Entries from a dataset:
START

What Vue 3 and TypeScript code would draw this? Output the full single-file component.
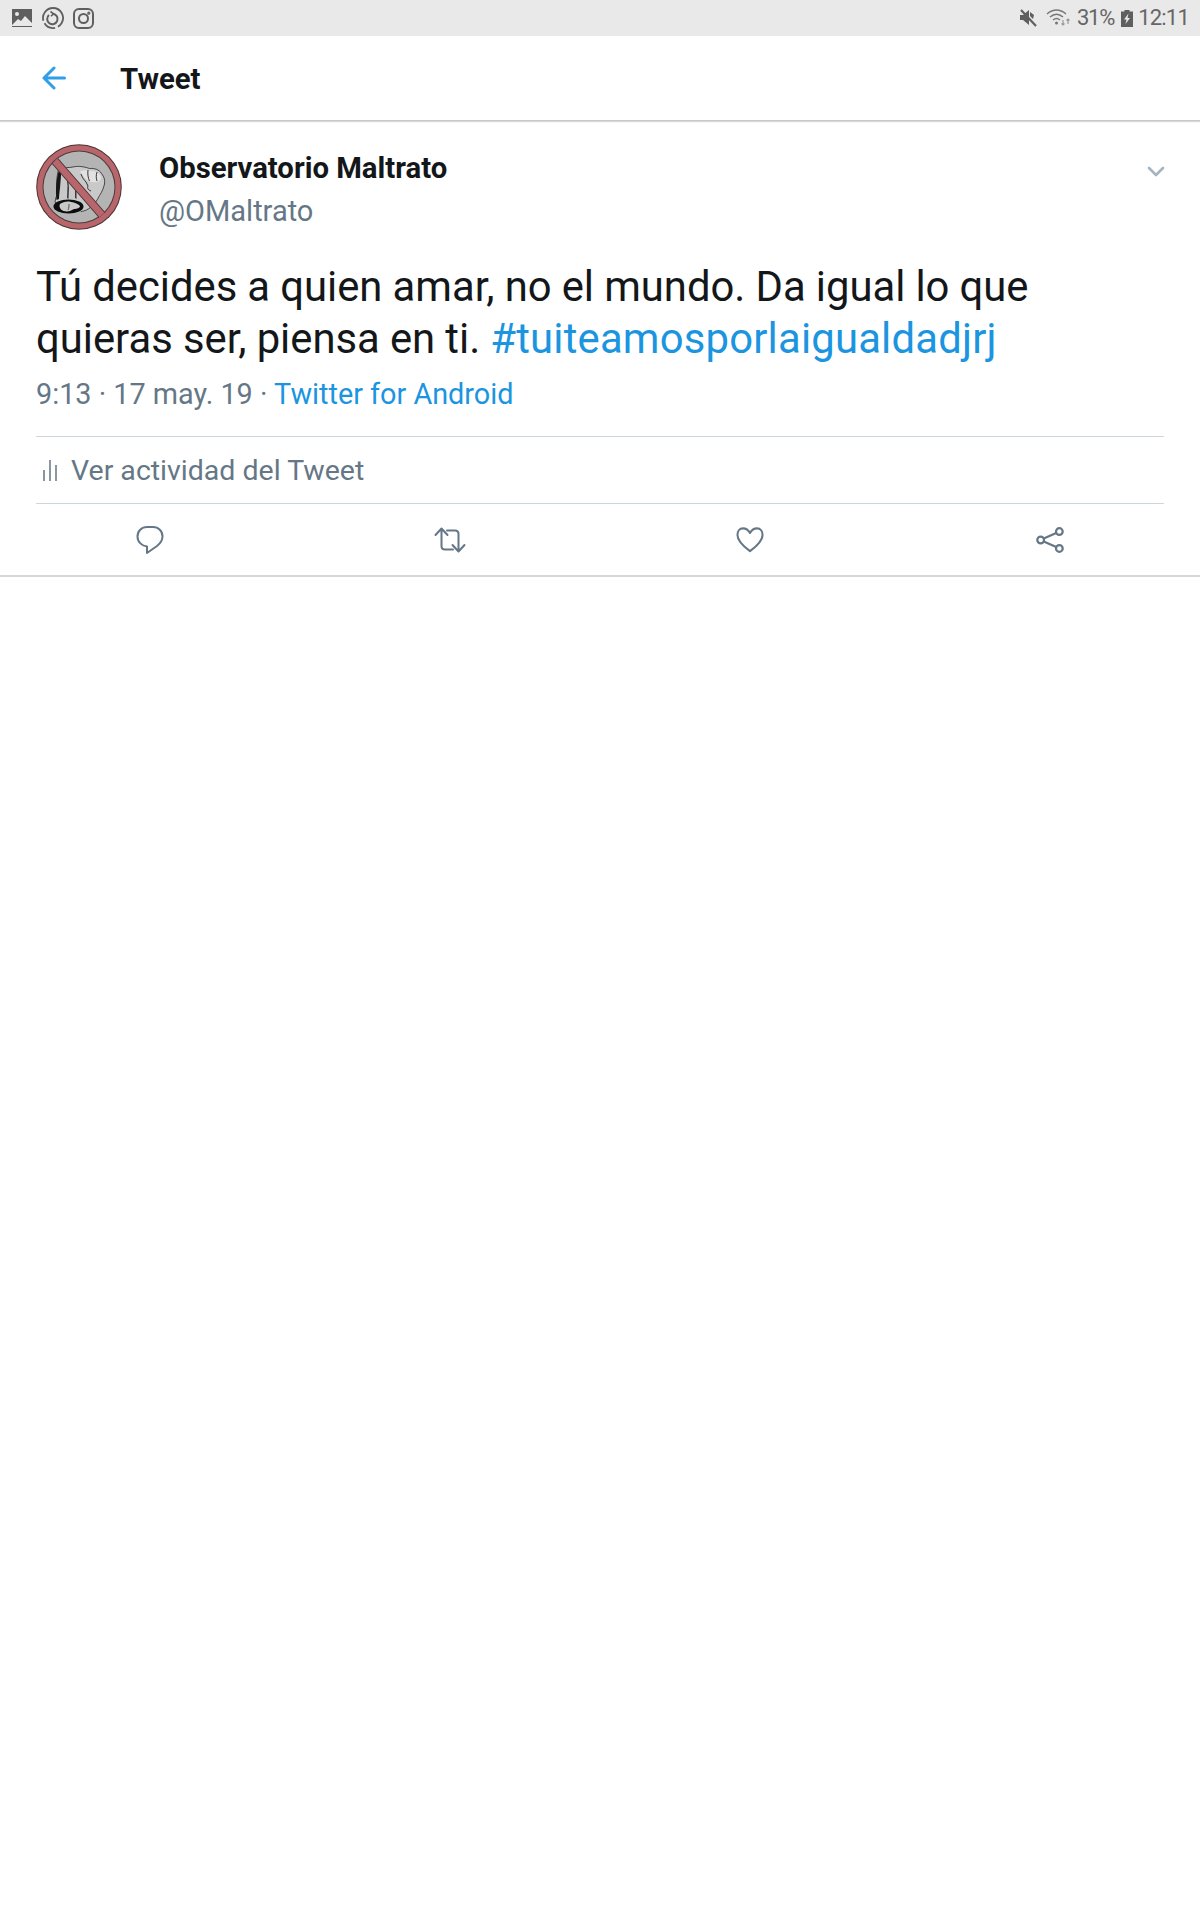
<script setup lang="ts">
const actions = ['reply', 'retweet', 'like', 'share']
</script>

<template>
  <div class="page">
    <div class="status">
      <div class="status-left">
        <svg width="22" height="20" viewBox="0 0 22 20"><path fill="#5f5f5f" d="M1 1h20v18H1z"/><circle cx="6" cy="6" r="2" fill="#e9e9e9"/><path fill="#e9e9e9" d="M1 17l6-6 3 2 4-5 7 7v3H1z"/></svg>
        <svg width="22" height="22" viewBox="0 0 22 22" fill="none" stroke="#5f5f5f"><path stroke-width="1.800" stroke-dasharray="26 3 12 3" d="M11 1a10 10 0 1 1 -.01 0"/><path stroke-width="2" d="M7 8a5.200 5.200 0 1 0 4-1.200"/><path stroke-width="1.600" d="M8.500 4.500l3 2.300-2.500 2.500"/></svg>
        <svg width="21" height="21" viewBox="0 0 21 21" fill="none" stroke="#5f5f5f" stroke-width="2"><rect x="1" y="1" width="19" height="19" rx="5"/><circle cx="10.500" cy="10.500" r="4.500"/><circle cx="15.800" cy="5.200" r=".6" fill="#5f5f5f"/></svg>
      </div>
      <div class="status-right">
        <svg class="mute" width="18" height="18" viewBox="0 0 18 18"><path fill="#5f5f5f" d="M1 6h3l6-5v15l-6-5H1z M11 3l4 3-1 4-3-3z"/><path stroke="#e9e9e9" stroke-width="1" d="M1 0l15 16"/><path stroke="#5f5f5f" stroke-width="2.200" d="M2 1l15 16"/></svg>
        <svg class="wifi" width="25" height="18" viewBox="0 0 25 18" fill="none" stroke="#777"><path stroke-width="1.500" d="M1 5c6-5 13-5 19 0M4 8c4-3.500 9-3.500 13 0M7 11c2.500-2 4.500-2 7 0"/><circle cx="10.500" cy="14" r="1.500" fill="#777" stroke="none"/><path stroke-width="1.200" stroke="#999" d="M17 11v5M15.500 14.500l1.500 1.500 1.500-1.500M22 15v-5M20.500 11.500l1.500-1.500 1.500 1.500"/></svg>
        <span class="st-text pct">31%</span>
        <svg class="batt" width="12" height="17" viewBox="0 0 12 17"><path fill="#5f5f5f" d="M3.500 0h5v1.500H12V17H0V1.500h3.500z"/><path fill="#e9e9e9" d="M7.500 3.500L3 9.500h2.500L4.500 14l4.500-6H6.500z"/></svg>
        <span class="st-text time">12:11</span>
      </div>
    </div>

    <header class="bar">
      <svg class="back" width="24" height="24" viewBox="0 0 24 24" fill="none" stroke="#2f9fe8" stroke-width="3" stroke-linecap="round" stroke-linejoin="round"><path d="M2.500 12h20M12 2L2 12l10 10"/></svg>
      <h1 class="title">Tweet</h1>
    </header>

    <main class="tweet">
      <div class="author">
        <svg class="avatar" width="86" height="86" viewBox="0 0 86 86">
          <circle cx="43" cy="43" r="42.800" fill="#4a3434"/>
          <circle cx="43" cy="43" r="41.800" fill="#b8666b"/>
          <circle cx="43" cy="43" r="36.500" fill="#4a3c3c"/>
          <circle cx="43" cy="43" r="35.500" fill="#b4b4b4"/>
          <path fill="#c9c9c9" stroke="#2a2a2a" stroke-width=".8" d="M23.500 24.500C28 23 33 24 37 23c6-1.500 12 0 16.500 1.500 5-.5 9.500 1 12 5 3 3.500 3.500 7 3 10.500-1 4-2.500 8-5 11.500-2 4.500-5 8.500-8.500 11.500-3 2.500-6 4-10 4.500l-6-6-15 .5-5-4 1-5 1-1c-1-10-.5-22 3-32z"/>
          <path fill="#e2e2e2" d="M44 27c4-1 10-1 12 0 4 0 8 2 9 6 0 3-2 5-5 5-5 1-10-2-13-6z"/>
          <path fill="#161616" d="M23.500 25l2 1c-.5 5-1 12-1.500 18-.5 4-1 8-1 11l-2.500 1c-1-10-.5-22 3-31z"/>
          <path fill="#3a3a3a" d="M30 28l1.500-1 1.500 17-.5 11-1.500-1 .5-12zM39 39h1.500v16l-1.500-1z"/>
          <path fill="none" stroke="#222" stroke-width=".9" d="M52 26c-.5 4 0 8 1.500 11M61 28c-1 3-1 6 0 9M45 30c1 3 3 6 5 8l2 4c-1 2 0 4 3 5"/>
          <ellipse cx="32.500" cy="62.500" rx="15" ry="7" fill="#0d0d0d"/>
          <path fill="#c9c9c9" d="M24 60c3-2 7-3 11-2 4 .5 7 2 9 4 0 2-3 3-6 3l-4 2c-3 1-7 .5-9-1.500-1.500-2-2-4-1-5.500z"/>
          <path fill="none" stroke="#333" stroke-width=".8" d="M33 60c0 2 0 4-1 6"/>
          <path stroke="#4a3434" stroke-width="8.500" d="M19 17l47 54"/>
          <path stroke="#b8666b" stroke-width="6.500" d="M19 17l47 54"/>
        </svg>
        <div class="names">
          <div class="name">Observatorio Maltrato</div>
          <div class="handle">@OMaltrato</div>
        </div>
        <svg class="chevron" width="18" height="11" viewBox="0 0 18 11" fill="none" stroke="#a6b4bf" stroke-width="2.600" stroke-linecap="round" stroke-linejoin="round"><path d="M2 2l7 7 7-7"/></svg>
      </div>

      <p class="body">Tú decides a quien amar, no el mundo. Da igual lo que quieras ser, piensa en ti. <span class="link tag">#tuiteamosporlaigualdadjrj</span></p>

      <div class="meta">9:13 · 17 may. 19 · <span class="link">Twitter for Android</span></div>

      <div class="activity">
        <svg width="16" height="24" viewBox="0 0 16 24" fill="none" stroke="#8a96a2" stroke-width="2"><path d="M2 12v11M8 2v21M14 7v16"/></svg>
        <span>Ver actividad del Tweet</span>
      </div>

      <div class="actions">
        <div v-for="a in actions" :key="a" class="action">
          <svg v-if="a === 'reply'" width="28" height="30" viewBox="0 0 28 30" fill="none" stroke="#657786" stroke-width="2" stroke-linejoin="round"><path d="M11 2h6c5.500 0 9.500 4 9.500 9.500 0 4.500-3 7.500-5.500 9.500l-10 7v-6.500C6 21 1.500 17 1.500 11.500 1.500 6 5.500 2 11 2z"/></svg>
          <svg v-else-if="a === 'retweet'" width="32" height="26" viewBox="0 0 32 26" fill="none" stroke="#657786" stroke-width="2" stroke-linecap="round" stroke-linejoin="round"><path d="M1.500 8l6-6.500 6 6.500M7.500 2v17c0 2 1.500 3.500 3.500 3.500h8M30.500 18l-6 6.500-6-6.500M24.500 24V7c0-2-1.500-3.500-3.500-3.500h-8"/></svg>
          <svg v-else-if="a === 'like'" width="28" height="26" viewBox="0 0 30 28" fill="none" stroke="#657786" stroke-width="2.200" stroke-linejoin="round"><path d="M15 6.500C12.500 2 9.500 1.500 7.500 1.500 3.500 1.500 1.500 5 1.500 8.500c0 7 7.500 13 13.500 17.500 6-4.500 13.500-10.500 13.500-17.500 0-3.500-2-7-6-7-2 0-5 .5-7.500 5z"/></svg>
          <svg v-else width="28" height="28" viewBox="0 0 30 28" fill="none" stroke="#657786" stroke-width="2.400"><circle cx="25" cy="5" r="3.600"/><circle cx="5" cy="14" r="3.600"/><circle cx="25" cy="23" r="3.600"/><path d="M8.300 12.500l13.400-6M8.300 15.500l13.400 6"/></svg>
        </div>
      </div>
    </main>
  </div>
</template>

<style>
html, body { margin: 0; background: #fff; }
</style>

<style scoped>
.page {
  width: 1200px;
  height: 1920px;
  background: #fff;
  font-family: Roboto, "Liberation Sans", sans-serif;
  overflow: hidden;
}
.status {
  height: 36px;
  background: #e9e9e9;
  display: flex;
  justify-content: space-between;
  align-items: center;
  padding: 0 11px;
}
.status-left { display: flex; align-items: center; gap: 9px; }
.status-right { display: flex; align-items: center; gap: 6px; color: #666; }
.st-text { font-size: 22px; line-height: 36px; letter-spacing: -1.200px; }
.time { letter-spacing: -.8px; margin-left: -1px; }
.mute { margin-right: 3px; }
.batt { margin: 0 0 0 1px; }
.bar {
  height: 84px;
  display: flex;
  align-items: center;
  padding-left: 42px;
  border-bottom: 1px solid #c8c8c8;
  box-shadow: 0 1px 1px #d8d8d8;
}
.title {
  margin: 2px 0 0 54px;
  font-size: 29.300px;
  font-weight: 700;
  color: #14171a;
}
.tweet {
  padding: 0 36px;
  border-bottom: 2px solid #d3d8dc;
  height: 456px;
  box-sizing: border-box;
}
.author {
  display: flex;
  align-items: flex-start;
  padding-top: 23px;
}
.avatar { flex: none; }
.names { margin-left: 37px; flex: 1; }
.name { margin-top: 2px; font-size: 29.300px; line-height: 44px; font-weight: 700; color: #14171a; }
.handle { margin-top: 1px; font-size: 29px; line-height: 40px; color: #657786; }
.chevron { margin-top: 22px; margin-right: -1px; }
.body {
  margin: 30px 0 0;
  font-size: 41.800px;
  word-spacing: -.250px;
  line-height: 52px;
  color: #14171a;
}
.link { color: #1b95e0; }
.tag { letter-spacing: .200px; }
.meta {
  margin-top: 9px;
  font-size: 28.800px;
  line-height: 40px;
  color: #657786;
}
.activity {
  margin-top: 22px;
  height: 68px;
  box-sizing: border-box;
  border-top: 1px solid #ccd6dd;
  border-bottom: 1px solid #ccd6dd;
  display: flex;
  align-items: center;
  gap: 13px;
  padding-left: 6px;
  font-size: 28.500px;
  color: #657786;
}
.actions {
  display: grid;
  grid-template-columns: repeat(4, 300px);
  margin-left: -36px;
  height: 71px;
}
.action { display: flex; align-items: center; justify-content: center; }
</style>
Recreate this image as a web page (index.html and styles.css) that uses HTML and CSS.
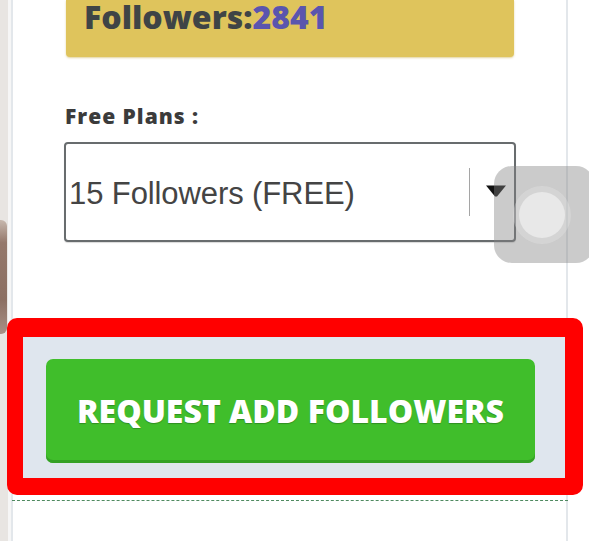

END

From the data above, copy each line where the string "html" appears.

• Completed task:
html, body { margin: 0; background: #fff; }
Recreate this image as a web page (index.html and styles.css) that uses HTML and CSS.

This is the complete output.